Hello World: R + Fortran + OpenMP
Page content
Why?
I want to fill up a big matrix and I care about speed and to a lesser degree memory efficiency. In practice the matrix will have 4000 rows and K columns where K is the number of observations for which I want to run my predictive model. For this exercise I will keep K to just 500 because my R approach eats a ton of memory. For this simple exercise, I will \(A_{ik} = 1 / (1 + exp(i^2 + i^3 + k^2 + k^3))\)
in practice the operation that I need to do is much more complicated which will make the difference is run time even bigger.
R
tic('R approach')
library(furrr)
## Loading required package: future
options(future.globals.maxSize= 2097152000)
r_func_ik <- function(i,k){
ik = 1 / (1 + exp(i^2 + i^3 + k^2 + k^3))
return(c(i=i, k=k , ik=ik))
}
fill_matrix_r <- function(N,K,workers){
nk <- tidyr::crossing(n=1:N, k=1:K)
eval(parse(text = glue::glue('plan(multiprocess(workers = {workers}))')))
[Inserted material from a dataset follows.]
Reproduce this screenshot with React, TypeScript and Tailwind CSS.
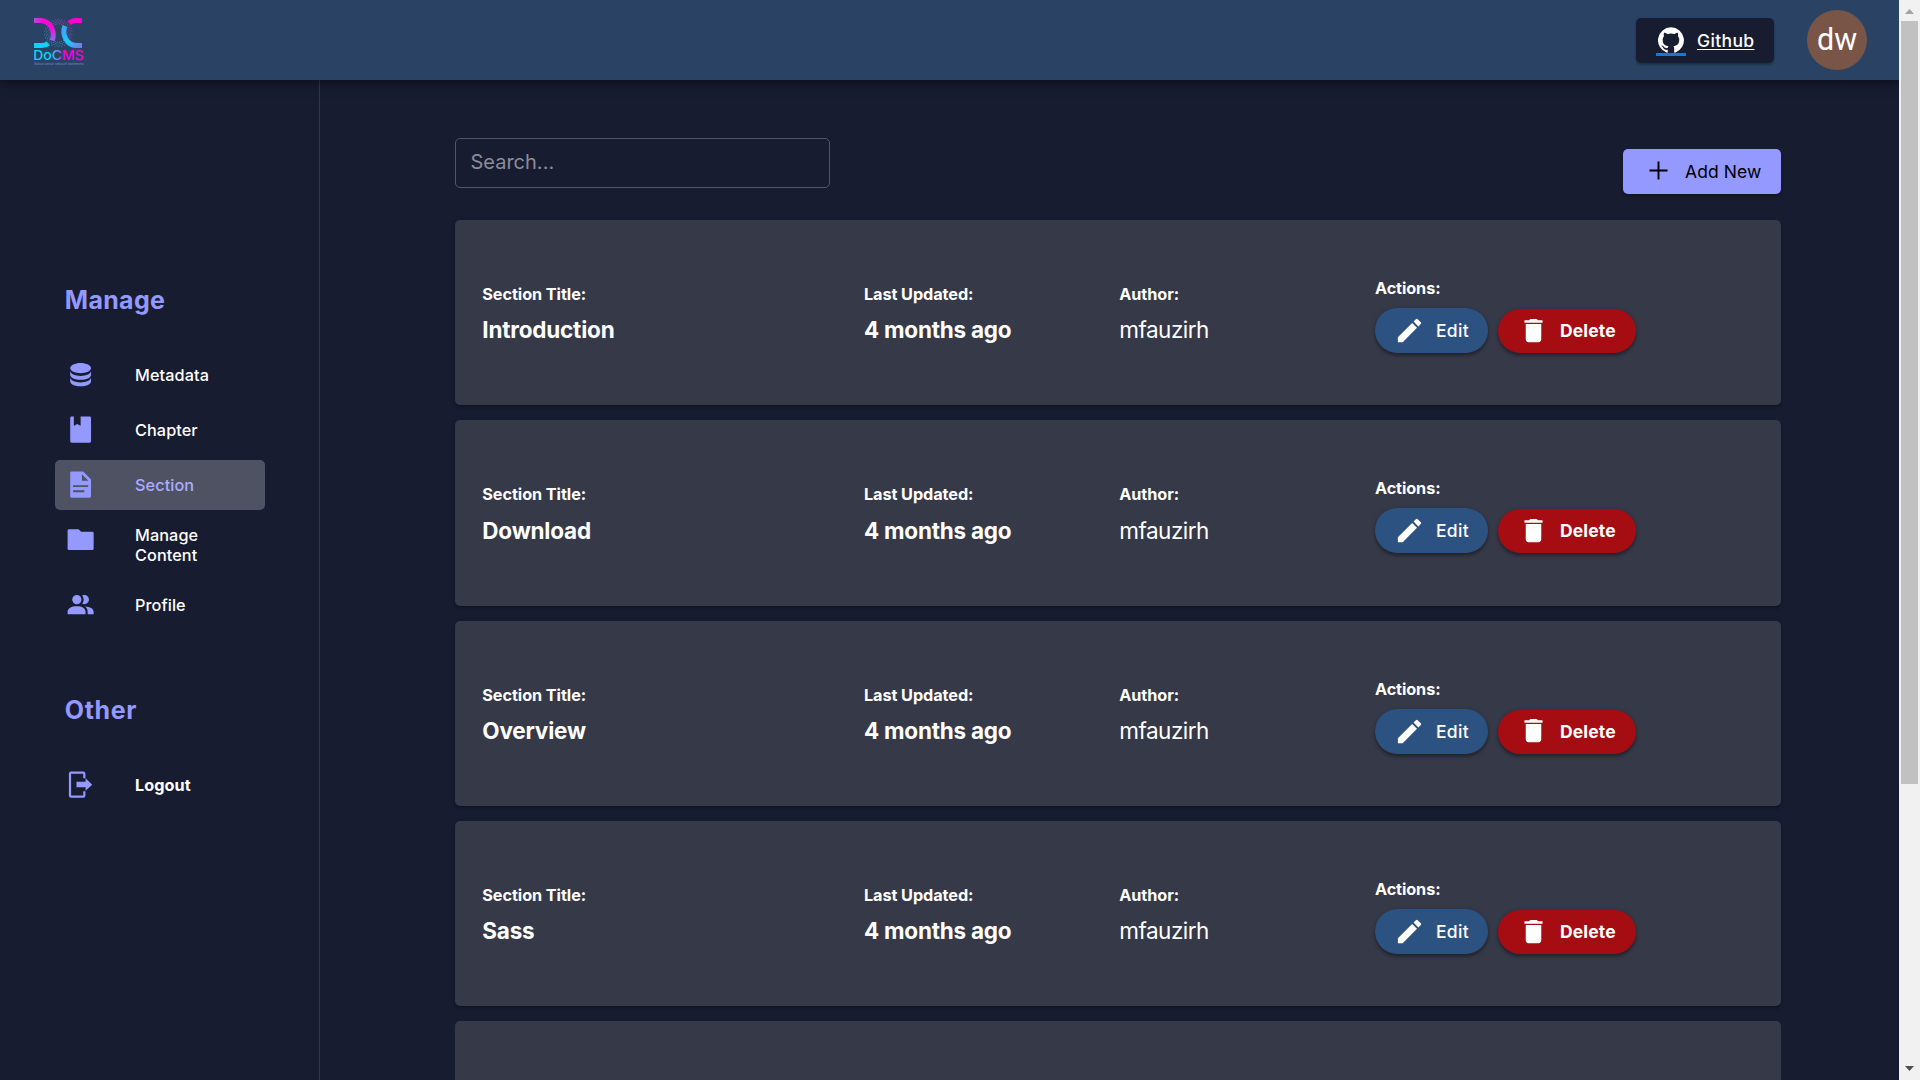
import type { ReactNode } from "react";

const sections = ["Introduction", "Download", "Overview", "Sass"];

function Icon({ d, className = "size-[31.25px]" }: { d: string; className?: string }) {
  return (
    <svg viewBox="0 0 24 24" fill="currentColor" className={`shrink-0 ${className}`}>
      <path fillRule="evenodd" d={d} />
    </svg>
  );
}

const icons = {
  database:
    "M12 3C7.58 3 4 4.79 4 7s3.58 4 8 4s8-1.79 8-4s-3.58-4-8-4M4 9v3c0 2.21 3.58 4 8 4s8-1.79 8-4V9c0 2.21-3.58 4-8 4s-8-1.79-8-4m0 5v3c0 2.21 3.58 4 8 4s8-1.79 8-4v-3c0 2.21-3.58 4-8 4s-8-1.79-8-4",
  book: "M5.1 2H6.8V9L9.4 7.7L12 9V2H18.9Q20 2 20 3.1V20.9Q20 22 18.9 22H5.1Q4 22 4 20.9V3.1Q4 2 5.1 2Z",
  article:
    "M5 2H14L20 8V21Q20 22 19 22H5Q4 22 4 21V3Q4 2 5 2ZM13 4V9H18ZM6.2 12.4V13.9H17.8V12.4ZM6.2 16.4V17.9H14.8V16.4Z",
  folder: "M3 4H10.4L12.4 6H21Q22 6 22 7V19Q22 20 21 20H3Q2 20 2 19V5Q2 4 3 4Z",
  people:
    "M9.1 4.6a3.55 3.55 0 1 1 0 7.1a3.55 3.55 0 1 1 0-7.1M13.2 11.4c1.5-1.9 1.5-4.7 0-6.5c2.5-1.1 5.2.6 5.2 3.25s-2.7 4.35-5.2 3.25M2 19.3v-1.5c0-3 3-4.5 7.1-4.5s6.7 1.5 6.7 4.5v1.5zM17.4 19.3v-1.6c0-1.8-.7-3.2-2.1-4.2c3.9.2 6.7 1.6 6.7 4.3v1.5z",
  logout:
    "M4.7 2H14Q15.7 2 15.7 3.7V7.1H14V3.7H4.7V20.3H14V17H15.7V20.3Q15.7 22 14 22H4.7Q3 22 3 20.3V3.7Q3 2 4.7 2ZM8.8 9.8H15.8V7.1L20.9 12L15.8 16.7V14H8.8Z",
  edit: "M3 17.25V21h3.75L17.81 9.94l-3.75-3.75zM20.71 7.04a.996.996 0 0 0 0-1.41l-2.34-2.34a.996.996 0 0 0-1.41 0l-1.83 1.83l3.75 3.75z",
  trash: "M6 19c0 1.1.9 2 2 2h8c1.1 0 2-.9 2-2V7H6zM19 4h-3.5l-1-1h-5l-1 1H5v2h14z",
  add: "M19 12.75h-6.25V19h-1.5v-6.25H5v-1.5h6.25V5h1.5v6.25H19z",
  github:
    "M12 .3a12 12 0 0 0-3.8 23.38c.6.12.83-.26.83-.57L9 21.07c-3.34.72-4.04-1.61-4.04-1.61c-.55-1.39-1.34-1.76-1.34-1.76c-1.08-.74.09-.73.09-.73c1.2.09 1.83 1.24 1.83 1.24c1.08 1.83 2.81 1.3 3.5 1c.1-.78.42-1.31.76-1.61c-2.67-.3-5.47-1.33-5.47-5.93c0-1.31.47-2.38 1.24-3.22c-.14-.3-.54-1.52.1-3.18c0 0 1-.32 3.3 1.23a11.5 11.5 0 0 1 6 0c2.28-1.55 3.29-1.23 3.29-1.23c.64 1.66.24 2.88.12 3.18a4.65 4.65 0 0 1 1.23 3.22c0 4.61-2.8 5.63-5.48 5.92c.42.36.81 1.1.81 2.22l-.01 3.29c0 .31.2.69.82.57A12 12 0 0 0 12 .3",
};

function Logo() {
  const dots: ReactNode[] = [];
  for (let ring = 0; ring < 4; ring++) {
    const count = 26;
    for (let i = 0; i < count; i++) {
      const a = ((i + (ring % 2) / 2) / count) * Math.PI * 2;
      const r = 9.2 + ring * 1.5;
      dots.push(<circle key={`${ring}-${i}`} cx={24.3 + Math.cos(a) * r} cy={15 + Math.sin(a) * r} r={0.55} />);
    }
  }
  return (
    <svg viewBox="0 0 50 48" className="h-12 w-[50px]">
      <defs>
        <radialGradient id="topArc" gradientUnits="userSpaceOnUse" cx="15" cy="4" r="19">
          <stop offset=".35" stopColor="#f40ad6" />
          <stop offset=".95" stopColor="#8f68ea" />
        </radialGradient>
        <linearGradient id="rightArc" gradientUnits="userSpaceOnUse" x1="28" y1="12" x2="48" y2="30">
          <stop offset="0" stopColor="#3ea4f4" />
          <stop offset=".45" stopColor="#1fc8fb" />
          <stop offset="1" stopColor="#8270ea" />
        </linearGradient>
        <linearGradient id="dotFade" gradientUnits="userSpaceOnUse" x1="12" y1="28" x2="36" y2="4">
          <stop offset="0" stopColor="#19a9d6" />
          <stop offset=".5" stopColor="#5b70b8" />
          <stop offset="1" stopColor="#d01fc4" />
        </linearGradient>
        <linearGradient id="wordmark" gradientUnits="userSpaceOnUse" x1="0" y1="0" x2="49" y2="0">
          <stop offset=".35" stopColor="#06dcfd" />
          <stop offset=".5" stopColor="#8a78ee" />
          <stop offset=".62" stopColor="#f903d4" />
        </linearGradient>
      </defs>
      <g fill="url(#dotFade)" opacity=".9">{dots}</g>
      <path d="M0 2.5H7C16 3 21.500 13 18.300 22.500" fill="none" stroke="url(#topArc)" strokeWidth="5" />
      <path d="M0 27.500H8Q12 27.500 14.300 25.400" fill="none" stroke="#0bd3fa" strokeWidth="5" />
      <path d="M48 2.500H42Q38 2.500 35 5" fill="none" stroke="#fb00d4" strokeWidth="5" />
      <path d="M30.900 8C27.500 17 33 27 42 27.500H48" fill="none" stroke="url(#rightArc)" strokeWidth="5" />
      <text x="-0.8" y="42" textLength="50.500" lengthAdjust="spacingAndGlyphs" fontSize="13.400" fontWeight="500" fontFamily="Inter, sans-serif" fill="url(#wordmark)">
        DoCMS
      </text>
      <text x="0" y="46.800" textLength="50" lengthAdjust="spacingAndGlyphs" fontSize="3.300" fontFamily="Inter, sans-serif" fill="#7f86dc">
        Solusi untuk seluruh kontenmu
      </text>
    </svg>
  );
}

function NavItem({ icon, label, active, bold }: { icon: string; label: string; active?: boolean; bold?: boolean }) {
  return (
    <div className={`flex min-h-[50px] w-[210px] items-start rounded-[5px] py-[5px] pl-[10px] ${active ? "bg-[#4f5262]" : ""}`}>
      <span className="w-[70px] pt-[4.400px] text-[#9399ff]">
        <Icon d={icon} />
      </span>
      <span
        className={`flex min-h-10 w-[90px] items-center text-[16.25px] leading-5 ${bold ? "font-bold tracking-[0.05px]" : "font-medium tracking-[0.08px]"} ${active ? "text-[#a9adff]" : "text-white"}`}
      >
        {label}
      </span>
    </div>
  );
}

function Field({ label, children }: { label: string; children: ReactNode }) {
  return (
    <div className="pt-[62px]">
      <div className="text-[16.25px] leading-[25px] font-bold tracking-[-0.08px]">{label}</div>
      {children}
    </div>
  );
}

function SectionCard({ title }: { title: string }) {
  return (
    <article className="grid h-[185.300px] shrink-0 grid-cols-[381.700px_255.300px_255.700px_1fr] rounded-[5px] bg-[#363948] pl-[27.300px] text-white shadow-[0_2px_2px_rgba(0,0,0,0.2),0_1px_4px_rgba(0,0,0,0.15)]">
      <Field label="Section Title:">
        <div className="mt-[6.400px] text-[22.5px] leading-[34px] font-bold tracking-[-0.2px]">{title}</div>
      </Field>
      <Field label="Last Updated:">
        <div className="mt-[6.400px] text-[22.5px] leading-[34px] font-bold tracking-[-0.23px]">4 months ago</div>
      </Field>
      <Field label="Author:">
        <div className="mt-[6.400px] text-[22.5px] leading-[34px] tracking-[-0.5px]">mfauzirh</div>
      </Field>
      <div className="pt-[56px]">
        <div className="text-[16.25px] leading-[25px] font-bold tracking-[-0.1px]">Actions:</div>
        <div className="mt-[7.200px] flex items-end gap-[10px]">
          <button className="flex h-[45px] w-[113px] items-center rounded-full bg-[#2c5282] pl-[19px] text-[17.5px] font-medium tracking-[0.3px] shadow-[0_3px_3px_rgba(0,0,0,0.25),0_1px_5px_rgba(0,0,0,0.2)]">
            <Icon d={icons.edit} className="size-[31px]" />
            <span className="mt-px ml-[11px]">Edit</span>
          </button>
          <button className="flex h-[44px] w-[138px] items-center rounded-full bg-[#a60d13] pl-[20px] text-[17.5px] font-bold tracking-[0.15px] shadow-[0_3px_3px_rgba(0,0,0,0.25),0_1px_5px_rgba(0,0,0,0.2)]">
            <Icon d={icons.trash} className="mb-[2px] size-[31px]" />
            <span className="ml-[11px]">Delete</span>
          </button>
        </div>
      </div>
    </article>
  );
}

function Scrollbar() {
  return (
    <div className="z-20 flex h-full w-[21px] shrink-0 flex-col items-center bg-[#f1f1f1]">
      <svg viewBox="0 0 21 21" className="h-[21px] w-[21px] shrink-0">
        <path d="M10.500 9L15 14H6Z" fill="#a3a3a3" />
      </svg>
      <div className="h-[763px] w-[17px] bg-[#c1c1c1]" />
      <svg viewBox="0 0 21 21" className="mt-auto h-[21px] w-[21px] shrink-0">
        <path d="M10.500 12L15 7H6Z" fill="#505050" />
      </svg>
    </div>
  );
}

export default function App() {
  return (
    <div className="flex h-[1080px] w-[1920px] overflow-hidden bg-[#181c30] font-['Inter',sans-serif]">
      <div className="flex min-w-0 flex-1 flex-col">
        <header className="z-10 flex h-20 shrink-0 items-center bg-[#2a4365] pr-8 pl-[34px] shadow-[0_2px_5px_rgba(0,0,0,0.3),0_5px_12px_rgba(0,0,0,0.22)]">
          <div className="pt-[4px]">
            <Logo />
          </div>
          <a className="ml-auto flex h-[45px] w-[138px] items-center rounded-[5px] bg-[#181c30] pl-5 text-[17.5px] font-medium tracking-[0.35px] text-white shadow-[0_2px_3px_rgba(0,0,0,0.3)]">
            <span className="mt-[2px] flex h-[29px] w-[30px] flex-col items-center border-b-3 border-[#1976d2]">
              <Icon d={icons.github} className="size-[26px]" />
            </span>
            <span className="mt-px ml-[11px] h-[18px] border-b border-[#1976d2] leading-[18px] underline decoration-white decoration-1 underline-offset-[2px]">
              Github
            </span>
          </a>
          <div className="ml-[33px] flex size-[60px] items-center justify-center rounded-full bg-[#795548] font-['Roboto',sans-serif] text-[30.500px] leading-none text-white">
            dw
          </div>
        </header>
        <div className="flex min-h-0 flex-1">
          <aside className="w-[320px] shrink-0 border-r border-[#343749] pt-[200px] pl-[55px]">
            <h2 className="pl-[9.800px] text-[25px] leading-10 font-bold tracking-[0.3px] text-[#9399ff]">Manage</h2>
            <nav className="mt-[30px] flex flex-col gap-[5px]">
              <NavItem icon={icons.database} label="Metadata" />
              <NavItem icon={icons.book} label="Chapter" />
              <NavItem icon={icons.article} label="Section" active />
              <div className="flex h-[60px] w-[210px] pl-[10px]">
                <span className="w-[70px] pt-[9.400px] text-[#9399ff]">
                  <Icon d={icons.folder} />
                </span>
                <span className="flex w-[90px] items-center text-[16.25px] leading-5 font-medium tracking-[0.08px] text-white">
                  Manage Content
                </span>
              </div>
              <NavItem icon={icons.people} label="Profile" />
            </nav>
            <h2 className="mt-[60px] pl-[9.800px] text-[25px] leading-10 font-bold tracking-[0.6px] text-[#9399ff]">Other</h2>
            <nav className="mt-[30px]">
              <NavItem icon={icons.logout} label="Logout" bold />
            </nav>
          </aside>
          <main className="flex min-w-0 flex-1 flex-col pr-[118px] pl-[135px]">
            <div className="flex h-[140px] shrink-0 items-start justify-between">
              <input
                placeholder="Search..."
                className="mt-[58px] h-[50px] w-[375px] rounded-[5px] border border-[#545663] bg-transparent px-[14.500px] pb-[3px] text-[20px] text-white placeholder:text-[#8b8d98] placeholder:opacity-100"
              />
              <button className="mt-[69px] flex h-[45px] w-[158px] items-center rounded-[5px] bg-[#9399ff] pl-5 text-[17.5px] tracking-[0.1px] text-black shadow-[0_2px_3px_rgba(0,0,0,0.3)]">
                <Icon d={icons.add} className="mb-[2px] size-[31px]" />
                <span className="mt-px ml-[11px]">Add New</span>
              </button>
            </div>
            <div className="flex flex-col gap-[15px]">
              {sections.map((s) => (
                <SectionCard key={s} title={s} />
              ))}
              <div className="h-[185.300px] shrink-0 rounded-[5px] bg-[#363948]" />
            </div>
          </main>
        </div>
      </div>
      <Scrollbar />
    </div>
  );
}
ik_list <- future_map2(.x = nk$n, .y = nk$k,
.f = ~ r_func_ik(i = .x, k = .y),
.progress = F)
y_pred <- matrix(nrow = N, ncol = K)
for(i in 1:(N*K)){
y_pred[ik_list[[i]][[1]],ik_list[[i]][[2]]] <- ik_list[[i]][[3]]
}
return(y_pred)
}
A <- fill_matrix_r(N = N, K = K, workers = 4)
toc()
## R approach: 6.182 sec elapsed
Fortran
All the code for my R package is saved here. This is the Fortran subroutine:
module im_f_module
use omp_lib
implicit none
contains
subroutine fill_matrix(N,K,A,nthreads) bind(C, name="fill_")
use, intrinsic :: iso_c_binding, only : c_double, c_int
integer(c_int), intent(in) :: N,K, nthreads
integer :: nn, kk, thread_num
real(c_double), DIMENSION(N, K), intent(out) :: A
! Specify number of threads to use:
!$ call omp_set_num_threads(nthreads)
!$omp parallel do
do nn=1,N
do kk=1,K
CALL do_something(i=DBLE(nn),k=DBLE(kk), ik= A(nn,kk))
end do
!print *, A(nn, :)
end do
!$omp end parallel do
end subroutine fill_matrix
subroutine do_something(i,k, ik)
double precision, intent(in) :: i, k
double precision, intent(out) :: ik
ik = 1 / (1 + exp(i**2 + i**3 + k**2 + k**3))
end subroutine do_something
end module im_f_module
This is the R function that calls that subroutine:
#'@export
#'@useDynLib fortranMatrix, .registration = TRUE
fill_my_matrix <- function(N=10, K=5, nthreads=4) {
(OpenMPController::omp_set_num_threads(nthreads))
A <- .Fortran("fill",
N = as.integer(N),
K = as.integer(K),
A = matrix(1982,nrow = N, ncol = K),
nthreads = as.integer(nthreads))
return(A$A)
}
and finally, this is the Makevars
so things compile the right way
##### Compiler flags #####
PKG_FCFLAGS = $(SHLIB_OPENMP_FFLAGS)
PKG_LIBS = $(SHLIB_OPENMP_CFLAGS)
##### Phony target for R's build system to invoke #####
all: $(SHLIB)
##### Clean target #####
clean:
rm -f *.o *.mod
Calling the Fortran code
library(fortranMatrix)
tic('Fortran approach')
library(fortranMatrix)
B <- fill_my_matrix(N = N, K = K, nthreads = 4)
toc()
## Fortran approach: 0.016 sec elapsed
All equal
all.equal(A, B, tolerance = .Machine$double.eps)
## [1] TRUE
Microbenchmark
library(microbenchmark)
mb <- microbenchmark(R1 = fill_matrix_r(N = N, K = K, workers = 4),
F1 = fill_my_matrix(N = N, K = K, nthreads = 4), times = 20L)
ggplot2::autoplot(mb)
## Coordinate system already present. Adding new coordinate system, which will replace the existing one.